══ Data shown ══

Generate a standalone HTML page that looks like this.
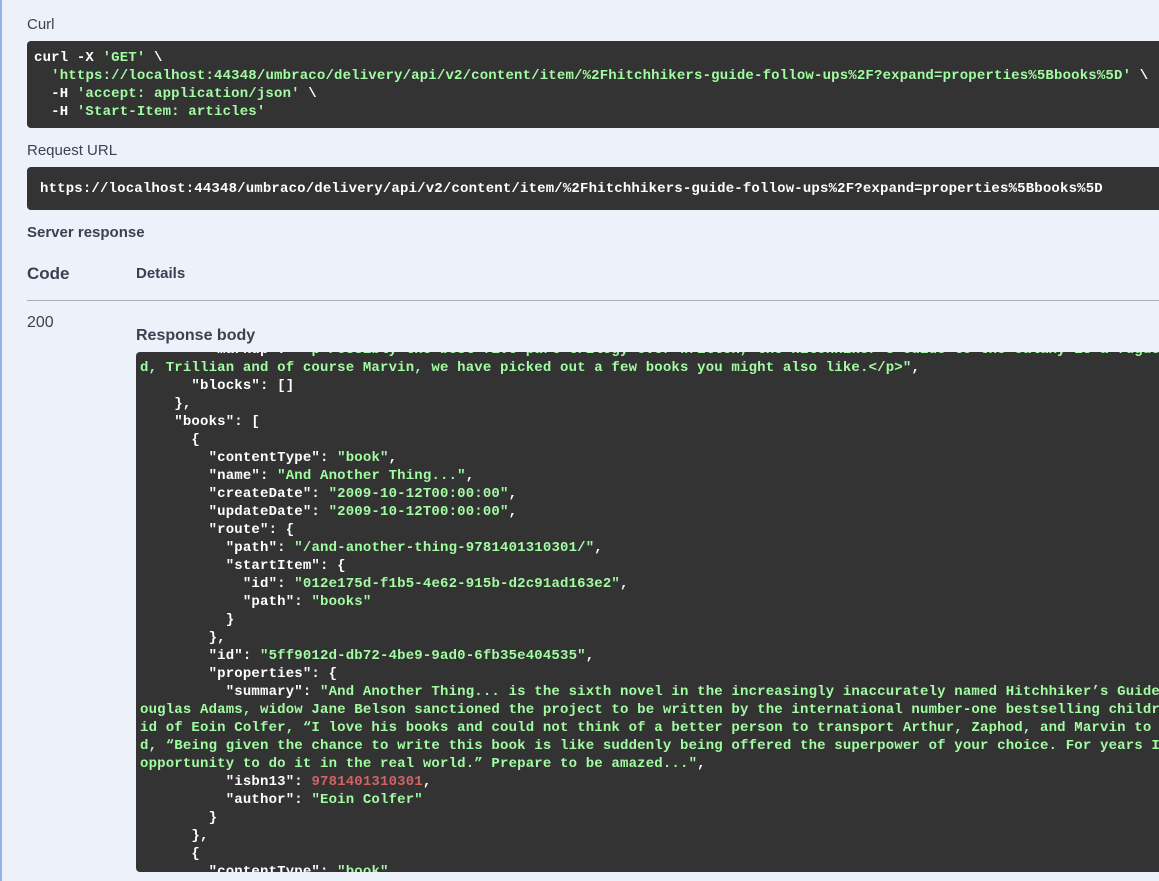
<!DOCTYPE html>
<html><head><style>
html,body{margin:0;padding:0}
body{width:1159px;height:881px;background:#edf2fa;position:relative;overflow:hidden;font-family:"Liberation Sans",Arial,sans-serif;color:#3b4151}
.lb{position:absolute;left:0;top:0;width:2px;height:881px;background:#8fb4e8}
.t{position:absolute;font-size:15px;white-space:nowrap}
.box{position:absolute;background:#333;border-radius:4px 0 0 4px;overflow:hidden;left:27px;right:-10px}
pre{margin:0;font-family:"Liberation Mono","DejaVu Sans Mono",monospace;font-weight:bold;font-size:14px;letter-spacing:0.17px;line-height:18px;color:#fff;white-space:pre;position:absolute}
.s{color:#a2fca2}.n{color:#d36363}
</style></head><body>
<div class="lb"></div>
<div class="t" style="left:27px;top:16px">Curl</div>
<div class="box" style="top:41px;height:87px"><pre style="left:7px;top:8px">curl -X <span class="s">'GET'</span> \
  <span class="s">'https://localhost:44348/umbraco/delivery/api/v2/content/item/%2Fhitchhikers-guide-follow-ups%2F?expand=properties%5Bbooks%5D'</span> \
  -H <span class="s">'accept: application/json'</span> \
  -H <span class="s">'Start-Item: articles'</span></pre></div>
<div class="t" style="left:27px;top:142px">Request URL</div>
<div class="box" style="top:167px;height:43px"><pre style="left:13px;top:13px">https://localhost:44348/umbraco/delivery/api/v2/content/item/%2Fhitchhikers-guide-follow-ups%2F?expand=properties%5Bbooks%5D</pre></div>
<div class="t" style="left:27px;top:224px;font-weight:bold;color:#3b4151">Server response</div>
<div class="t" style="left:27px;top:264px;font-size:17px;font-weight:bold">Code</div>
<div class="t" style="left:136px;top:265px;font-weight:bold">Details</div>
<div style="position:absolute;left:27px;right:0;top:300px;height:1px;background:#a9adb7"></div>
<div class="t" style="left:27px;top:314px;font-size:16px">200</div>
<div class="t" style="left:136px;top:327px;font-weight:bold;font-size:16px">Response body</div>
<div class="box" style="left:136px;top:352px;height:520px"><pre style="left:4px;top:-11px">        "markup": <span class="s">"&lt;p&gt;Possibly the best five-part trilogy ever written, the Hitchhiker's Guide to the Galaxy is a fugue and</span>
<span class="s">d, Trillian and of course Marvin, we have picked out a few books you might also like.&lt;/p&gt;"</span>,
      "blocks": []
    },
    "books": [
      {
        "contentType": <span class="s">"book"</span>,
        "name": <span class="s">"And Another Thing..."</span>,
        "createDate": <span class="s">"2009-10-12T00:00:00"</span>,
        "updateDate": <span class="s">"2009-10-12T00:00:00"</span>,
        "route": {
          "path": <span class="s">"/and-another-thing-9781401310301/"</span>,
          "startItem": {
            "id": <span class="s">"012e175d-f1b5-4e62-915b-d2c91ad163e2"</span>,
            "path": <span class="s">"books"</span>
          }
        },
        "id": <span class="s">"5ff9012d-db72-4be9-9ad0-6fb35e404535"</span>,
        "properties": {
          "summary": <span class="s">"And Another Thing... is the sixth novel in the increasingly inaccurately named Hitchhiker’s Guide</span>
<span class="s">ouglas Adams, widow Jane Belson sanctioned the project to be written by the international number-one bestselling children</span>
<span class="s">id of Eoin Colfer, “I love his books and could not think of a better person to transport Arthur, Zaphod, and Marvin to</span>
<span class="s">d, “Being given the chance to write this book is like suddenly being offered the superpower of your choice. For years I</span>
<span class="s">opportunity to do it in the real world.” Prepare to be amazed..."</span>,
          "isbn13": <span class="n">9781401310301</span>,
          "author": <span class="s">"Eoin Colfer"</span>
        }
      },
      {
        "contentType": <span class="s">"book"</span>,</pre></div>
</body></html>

═══

Transcribe the listing in full. Omit the pictures and keep every line exact.

**Reply**
Generate a standalone HTML page that looks like this.
<!DOCTYPE html>
<html><head><style>
html,body{margin:0;padding:0}
body{width:1159px;height:881px;background:#edf2fa;position:relative;overflow:hidden;font-family:"Liberation Sans",Arial,sans-serif;color:#3b4151}
.lb{position:absolute;left:0;top:0;width:2px;height:881px;background:#8fb4e8}
.t{position:absolute;font-size:15px;white-space:nowrap}
.box{position:absolute;background:#333;border-radius:4px 0 0 4px;overflow:hidden;left:27px;right:-10px}
pre{margin:0;font-family:"Liberation Mono","DejaVu Sans Mono",monospace;font-weight:bold;font-size:14px;letter-spacing:0.17px;line-height:18px;color:#fff;white-space:pre;position:absolute}
.s{color:#a2fca2}.n{color:#d36363}
</style></head><body>
<div class="lb"></div>
<div class="t" style="left:27px;top:16px">Curl</div>
<div class="box" style="top:41px;height:87px"><pre style="left:7px;top:8px">curl -X <span class="s">'GET'</span> \
  <span class="s">'https://localhost:44348/umbraco/delivery/api/v2/content/item/%2Fhitchhikers-guide-follow-ups%2F?expand=properties%5Bbooks%5D'</span> \
  -H <span class="s">'accept: application/json'</span> \
  -H <span class="s">'Start-Item: articles'</span></pre></div>
<div class="t" style="left:27px;top:142px">Request URL</div>
<div class="box" style="top:167px;height:43px"><pre style="left:13px;top:13px">https://localhost:44348/umbraco/delivery/api/v2/content/item/%2Fhitchhikers-guide-follow-ups%2F?expand=properties%5Bbooks%5D</pre></div>
<div class="t" style="left:27px;top:224px;font-weight:bold;color:#3b4151">Server response</div>
<div class="t" style="left:27px;top:264px;font-size:17px;font-weight:bold">Code</div>
<div class="t" style="left:136px;top:265px;font-weight:bold">Details</div>
<div style="position:absolute;left:27px;right:0;top:300px;height:1px;background:#a9adb7"></div>
<div class="t" style="left:27px;top:314px;font-size:16px">200</div>
<div class="t" style="left:136px;top:327px;font-weight:bold;font-size:16px">Response body</div>
<div class="box" style="left:136px;top:352px;height:520px"><pre style="left:4px;top:-11px">        "markup": <span class="s">"&lt;p&gt;Possibly the best five-part trilogy ever written, the Hitchhiker's Guide to the Galaxy is a fugue and</span>
<span class="s">d, Trillian and of course Marvin, we have picked out a few books you might also like.&lt;/p&gt;"</span>,
      "blocks": []
    },
    "books": [
      {
        "contentType": <span class="s">"book"</span>,
        "name": <span class="s">"And Another Thing..."</span>,
        "createDate": <span class="s">"2009-10-12T00:00:00"</span>,
        "updateDate": <span class="s">"2009-10-12T00:00:00"</span>,
        "route": {
          "path": <span class="s">"/and-another-thing-9781401310301/"</span>,
          "startItem": {
            "id": <span class="s">"012e175d-f1b5-4e62-915b-d2c91ad163e2"</span>,
            "path": <span class="s">"books"</span>
          }
        },
        "id": <span class="s">"5ff9012d-db72-4be9-9ad0-6fb35e404535"</span>,
        "properties": {
          "summary": <span class="s">"And Another Thing... is the sixth novel in the increasingly inaccurately named Hitchhiker’s Guide</span>
<span class="s">ouglas Adams, widow Jane Belson sanctioned the project to be written by the international number-one bestselling children</span>
<span class="s">id of Eoin Colfer, “I love his books and could not think of a better person to transport Arthur, Zaphod, and Marvin to</span>
<span class="s">d, “Being given the chance to write this book is like suddenly being offered the superpower of your choice. For years I</span>
<span class="s">opportunity to do it in the real world.” Prepare to be amazed..."</span>,
          "isbn13": <span class="n">9781401310301</span>,
          "author": <span class="s">"Eoin Colfer"</span>
        }
      },
      {
        "contentType": <span class="s">"book"</span>,</pre></div>
</body></html>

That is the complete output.